## start DATA EXCERPT

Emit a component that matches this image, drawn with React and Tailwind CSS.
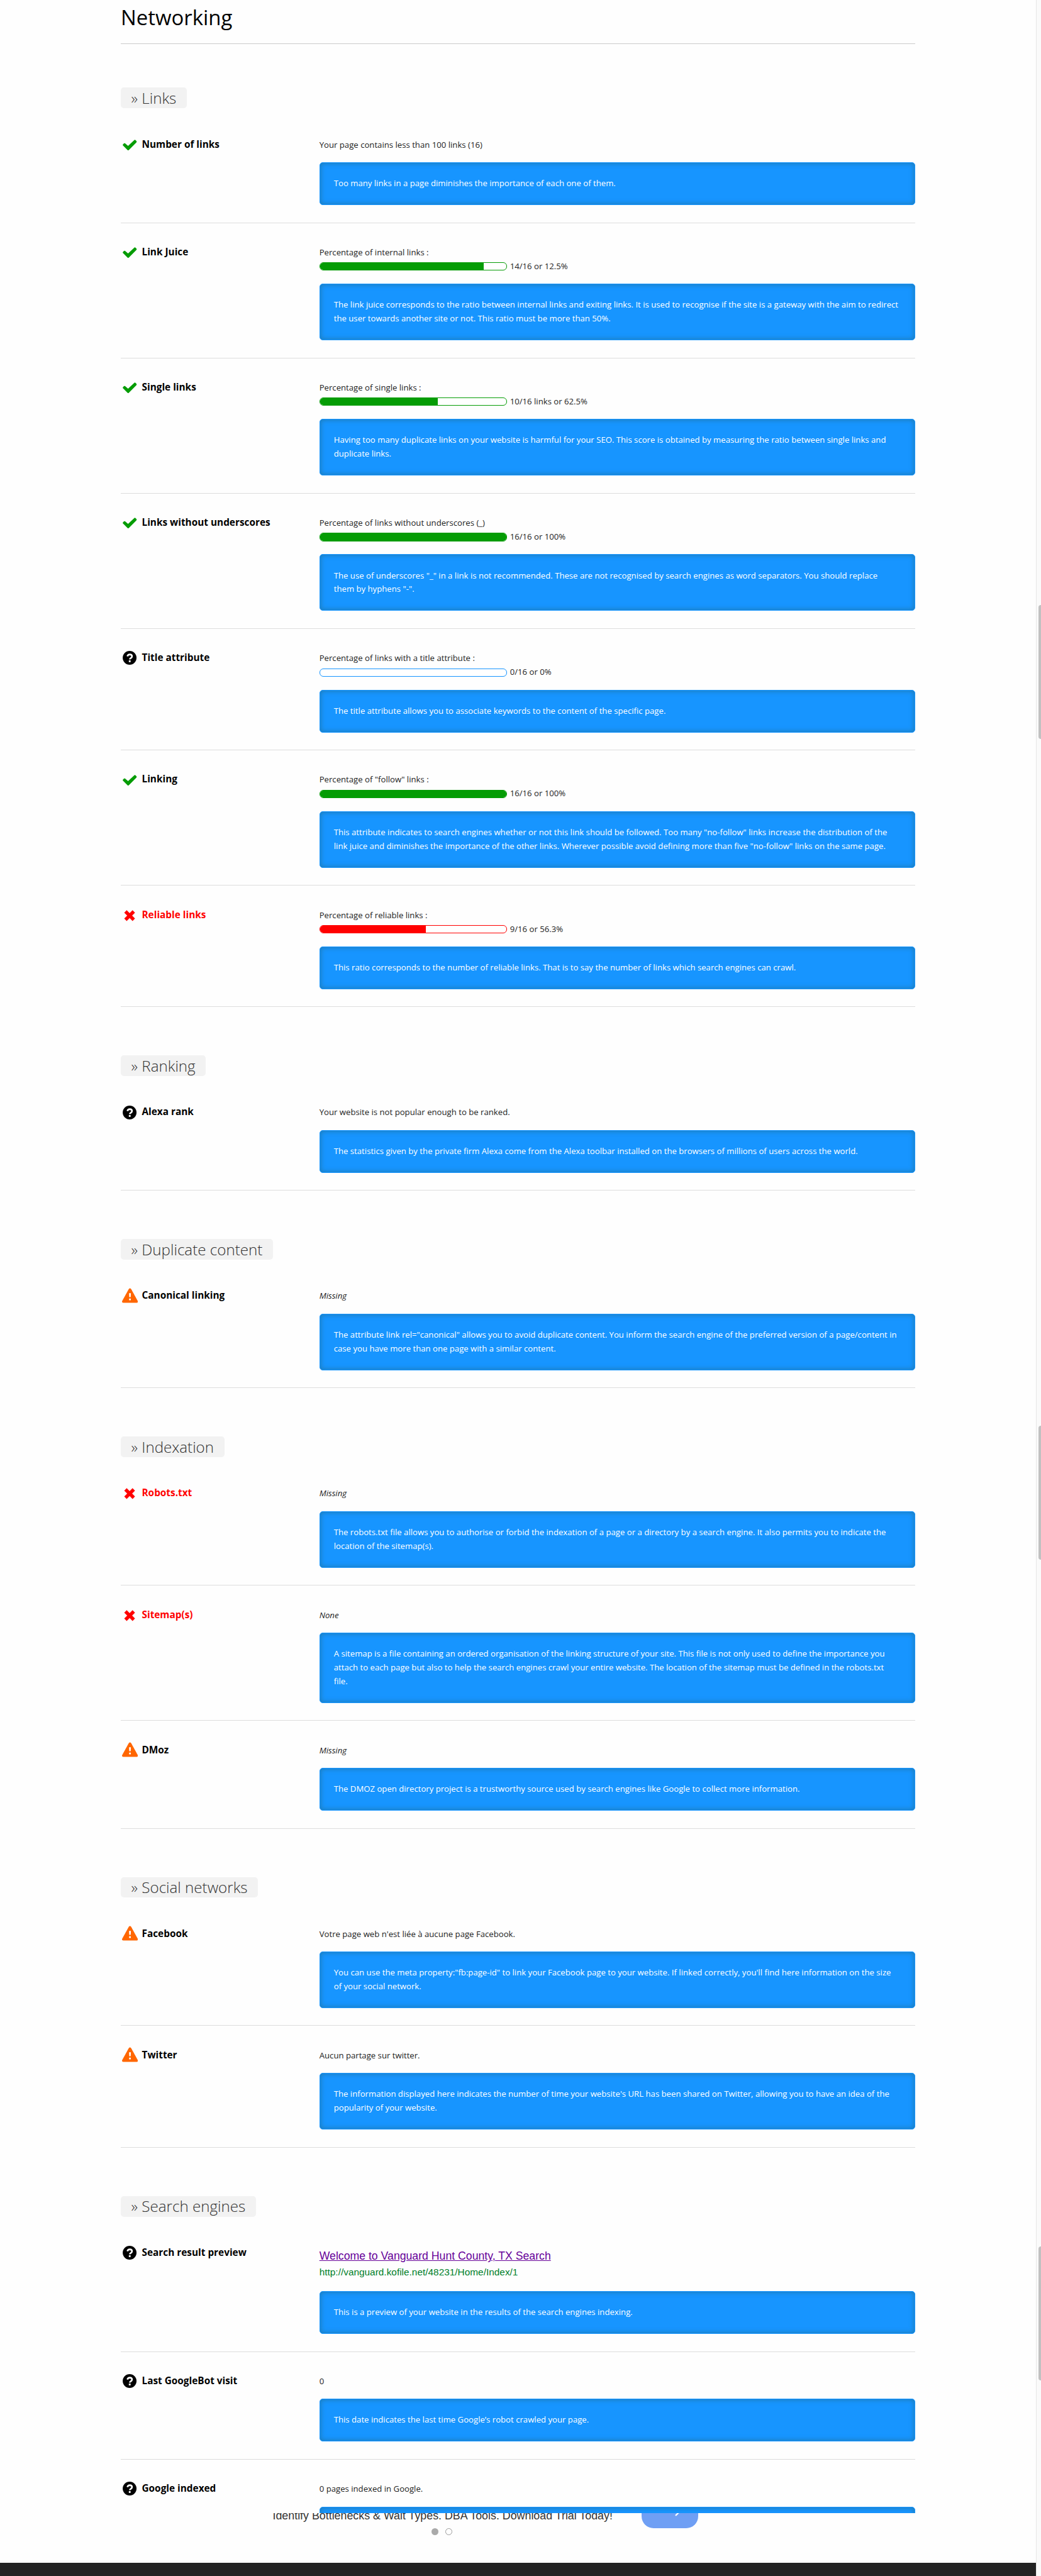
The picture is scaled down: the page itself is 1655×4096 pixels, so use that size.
const F = "font-['Open_Sans',sans-serif]";

function Icon({ type }) {
  if (type === "ok")
    return (
      <svg viewBox="0 0 44 36" className="ml-[2.2px] w-[24.15px] h-[19.76px] mt-[1.1px]">
        <path fill="#059c05" d="M8.5 12.5q-1.6-1-3 .4L2.6 16q-1.2 1.4 0 2.9l13.6 13.3q1.6 1.4 3.2 0L41.6 10q1.3-1.6.6-3.6L39 3q-1.8-1.5-3.5 0L17.5 20.2z" />
      </svg>
    );
  if (type === "bad")
    return (
      <svg viewBox="0 0 44 36" className="ml-[2.4px] w-[24.15px] h-[19.76px] mt-[1.1px]">
        <path stroke="#f00" strokeWidth="10" strokeLinecap="square" strokeLinejoin="round" d="M13.5 9.500l17 17M30.500 9.500l-17 17" fill="none" />
      </svg>
    );
  if (type === "info")
    return (
      <svg viewBox="0 0 44 44" className="ml-[2.2px] w-[24.15px] h-[24.15px] -mt-[1.9px]">
        <circle cx="22" cy="22" r="20" fill="#000" />
        <path d="M15.5 17.5q1.5-5.5 7-5.500 6.500.3 6.500 5.500 0 3-3.500 5-3 1.700-3 4" fill="none" stroke="#fff" strokeWidth="4.800" />
        <rect x="19.700" y="29.200" width="5.200" height="5.200" fill="#fff" />
      </svg>
    );
  return (
    <svg viewBox="0 0 46 44" className="ml-[1.6px] w-[25.25px] h-[24.15px] -mt-[2.7px]">
      <path fill="#ff6600" d="M19.500 3.200q3.500-5 7 0L45.400 37.500q2 5-2.800 5.500H3.400Q-1.400 42.500.6 37.500z" />
      <path fill="#fff" d="M20.300 15h5.400l-.6 11.500h-4.200zM20.500 30.500h5v5h-5z" />
    </svg>
  );
}

const bars = {
  ok: { frame: "border-[#059c05]", fill: "bg-[#059c05]" },
  info: { frame: "border-[#1795ff]", fill: "bg-[#1795ff]" },
  bad: { frame: "border-[#ff0000]", fill: "bg-[#ff0000]" },
};

function Tip({ children }) {
  return (
    <div className="mt-[16.47px] rounded-[5px] border border-[#1795ff] bg-[#1795ff] px-[22.05px] py-[22.05px] text-white shadow-[inset_0_0_9px_rgba(35,110,140,0.75)] whitespace-pre">
      {children}
    </div>
  );
}

function Row({ icon, label, text, italic, bar, barText, tip, preview, first }) {
  return (
    <div className={(first ? "pt-[47.2px] " : "pt-[36.33px] ") + "flex border-b border-[#ddd] pb-[27.45px]"}>
      <div className={(icon === "bad" ? "text-[#ff0000] " : "text-black ") + "flex w-[315.6px] shrink-0 items-start text-[15.37px] font-bold"}>
        <div className="w-[33.4px] shrink-0">
          <Icon type={icon} />
        </div>
        <div className="-mt-[1px] whitespace-nowrap">{label}</div>
      </div>
      <div className="min-w-0 flex-1 text-[13.17px] text-[#222]">
        {preview ? (
          <div className="h-[54.9px] font-['Liberation_Sans',Arial,sans-serif] whitespace-nowrap">
            <div className="pt-[3.5px] text-[17.68px] leading-[24px] text-[#609] underline">Welcome to Vanguard Hunt County, TX Search</div>
            <div className="pt-[0.5px] text-[15.4px] leading-[26px] text-[#00802a]">http://vanguard.kofile.net/48231/Home/Index/1</div>
          </div>
        ) : (
          <div className={italic ? "italic" : ""}>{text}</div>
        )}
        {bar != null && (
          <div className="flex h-[21.96px] items-center">
            <div className={bars[icon].frame + " h-[13.17px] w-[298.6px] overflow-hidden rounded-[6px] border bg-white"}>
              <div className={bars[icon].fill + " h-full"} style={{ width: `${bar}%` }} />
            </div>
            <span className="ml-[4.4px]">{barText}</span>
          </div>
        )}
        <Tip>{tip}</Tip>
      </div>
    </div>
  );
}

const sections = [
  {
    title: "Links",
    rows: [
      { icon: "ok", label: "Number of links", text: "Your page contains less than 100 links (16)", tip: "Too many links in a page diminishes the importance of each one of them." },
      { icon: "ok", label: "Link Juice", text: "Percentage of internal links :", bar: 87.9, barText: "14/16 or 12.5%", tip: "The link juice corresponds to the ratio between internal links and exiting links. It is used to recognise if the site is a gateway with the aim to redirect\nthe user towards another site or not. This ratio must be more than 50%." },
      { icon: "ok", label: "Single links", text: "Percentage of single links :", bar: 63, barText: "10/16 links or 62.5%", tip: "Having too many duplicate links on your website is harmful for your SEO. This score is obtained by measuring the ratio between single links and\nduplicate links." },
      { icon: "ok", label: "Links without underscores", text: "Percentage of links without underscores (_)", bar: 100, barText: "16/16 or 100%", tip: "The use of underscores \"_\" in a link is not recommended. These are not recognised by search engines as word separators. You should replace\nthem by hyphens \"-\"." },
      { icon: "info", label: "Title attribute", text: "Percentage of links with a title attribute :", bar: 0, barText: "0/16 or 0%", tip: "The title attribute allows you to associate keywords to the content of the specific page." },
      { icon: "ok", label: "Linking", text: "Percentage of \"follow\" links :", bar: 100, barText: "16/16 or 100%", tip: "This attribute indicates to search engines whether or not this link should be followed. Too many \"no-follow\" links increase the distribution of the\nlink juice and diminishes the importance of the other links. Wherever possible avoid defining more than five \"no-follow\" links on the same page." },
      { icon: "bad", label: "Reliable links", text: "Percentage of reliable links :", bar: 56.8, barText: "9/16 or 56.3%", tip: "This ratio corresponds to the number of reliable links. That is to say the number of links which search engines can crawl." },
    ],
  },
  {
    title: "Ranking",
    rows: [{ icon: "info", label: "Alexa rank", text: "Your website is not popular enough to be ranked.", tip: "The statistics given by the private firm Alexa come from the Alexa toolbar installed on the browsers of millions of users across the world." }],
  },
  {
    title: "Duplicate content",
    rows: [{ icon: "warn", label: "Canonical linking", text: "Missing", italic: true, tip: "The attribute link rel=\"canonical\" allows you to avoid duplicate content. You inform the search engine of the preferred version of a page/content in\ncase you have more than one page with a similar content." }],
  },
  {
    title: "Indexation",
    rows: [
      { icon: "bad", label: "Robots.txt", text: "Missing", italic: true, tip: "The robots.txt file allows you to authorise or forbid the indexation of a page or a directory by a search engine. It also permits you to indicate the\nlocation of the sitemap(s)." },
      { icon: "bad", label: "Sitemap(s)", text: "None", italic: true, tip: "A sitemap is a file containing an ordered organisation of the linking structure of your site. This file is not only used to define the importance you\nattach to each page but also to help the search engines crawl your entire website. The location of the sitemap must be defined in the robots.txt\nfile." },
      { icon: "warn", label: "DMoz", text: "Missing", italic: true, tip: "The DMOZ open directory project is a trustworthy source used by search engines like Google to collect more information." },
    ],
  },
  {
    title: "Social networks",
    rows: [
      { icon: "warn", label: "Facebook", text: "Votre page web n'est liée à aucune page Facebook.", tip: "You can use the meta property:\"fb:page-id\" to link your Facebook page to your website. If linked correctly, you'll find here information on the size\nof your social network." },
      { icon: "warn", label: "Twitter", text: "Aucun partage sur twitter.", tip: "The information displayed here indicates the number of time your website's URL has been shared on Twitter, allowing you to have an idea of the\npopularity of your website." },
    ],
  },
  {
    title: "Search engines",
    rows: [
      { icon: "info", label: "Search result preview", preview: true, tip: "This is a preview of your website in the results of the search engines indexing." },
      { icon: "info", label: "Last GoogleBot visit", text: "0", tip: "This date indicates the last time Google’s robot crawled your page." },
      { icon: "info", label: "Google indexed", text: "0 pages indexed in Google.", tip: " " },
    ],
  },
];

function AdStrip() {
  return (
    <div className="flex-1 overflow-hidden font-['Liberation_Sans',Arial,sans-serif]">
      <div className="-mt-[7.8px] ml-[433.5px] flex items-start">
        <div className="w-[586.5px] whitespace-nowrap text-[17.83px] leading-[24px] text-[#333]">
          Identify Bottlenecks &amp; Wait Types. DBA Tools. Download Trial Today!
        </div>
        <div className="-mt-[10.7px] flex h-[42px] w-[90px] items-start rounded-[19px] bg-[#6f9ff4] text-white">
          <svg viewBox="0 0 12 20" className="mt-[4.4px] ml-[52px] h-[20px] w-[12px]" fill="none" stroke="currentColor" strokeWidth="2.4">
            <path d="M2 2l8 8-8 8" />
          </svg>
        </div>
      </div>
      <div className="ml-[686.3px] flex gap-[11.2px]">
        <div className="size-[11px] rounded-full bg-[#aaa]" />
        <div className="size-[11px] rounded-full border border-[#999] bg-white" />
      </div>
    </div>
  );
}

function ScrollTrack() {
  return (
    <div className="flex w-[8.2px] shrink-0 flex-col items-end border-l border-[#e7e7e7] bg-[#fafafa]">
      <div className="mt-[961.7px] h-[213px] w-[4px] shrink-0 rounded-l-[4px] bg-[#c1c1c1]" />
      <div className="mt-[1092.3px] h-[213px] w-[4px] shrink-0 rounded-l-[4px] bg-[#c1c1c1]" />
      <div className="mt-[1092.3px] h-[213px] w-[4px] shrink-0 rounded-l-[4px] bg-[#c1c1c1]" />
    </div>
  );
}

export default function App() {
  return (
    <div className={F + " flex h-[4096px] w-[1655px] overflow-hidden bg-[#fefefe] leading-[21.957px]"}>
      <div className="flex min-w-0 flex-1 flex-col">
        <div className="h-[3996.1px] shrink-0 overflow-hidden pl-[192.1px]">
          <div className="w-[1262.5px]">
            <h1 className="h-[70.2px] border-b border-[#ccc] pt-[5.3px] text-[32.9px] leading-[45px] text-black">Networking</h1>
            {sections.map((s, i) => (
              <section key={s.title} className={i === 0 ? "pt-[69.3px]" : "pt-[76.95px]"}>
                <h2 className="flex h-[32.93px] w-fit items-center rounded-[5px] bg-[#f2f2f2] px-[16.47px] text-[24.15px] font-light whitespace-nowrap text-[#333]">» {s.title}</h2>
                {s.rows.map((r, j) => (
                  <Row key={r.label} first={j === 0} {...r} />
                ))}
              </section>
            ))}
          </div>
        </div>
        <AdStrip />
        <div className="h-[20.8px] shrink-0 bg-[#222]" />
      </div>
      <ScrollTrack />
    </div>
  );
}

## end DATA EXCERPT

> WHAT NEEDS TO BE DONE
List every line above that holds the word "size".

> SOLUTION TO THIS TASK
The picture is scaled down: the page itself is 1655×4096 pixels, so use that size.
      { icon: "warn", label: "Facebook", text: "Votre page web n'est liée à aucune page Facebook.", tip: "You can use the meta property:\"fb:page-id\" to link your Facebook page to your website. If linked correctly, you'll find here information on the size\nof your social network." },
        <div className="size-[11px] rounded-full bg-[#aaa]" />
        <div className="size-[11px] rounded-full border border-[#999] bg-white" />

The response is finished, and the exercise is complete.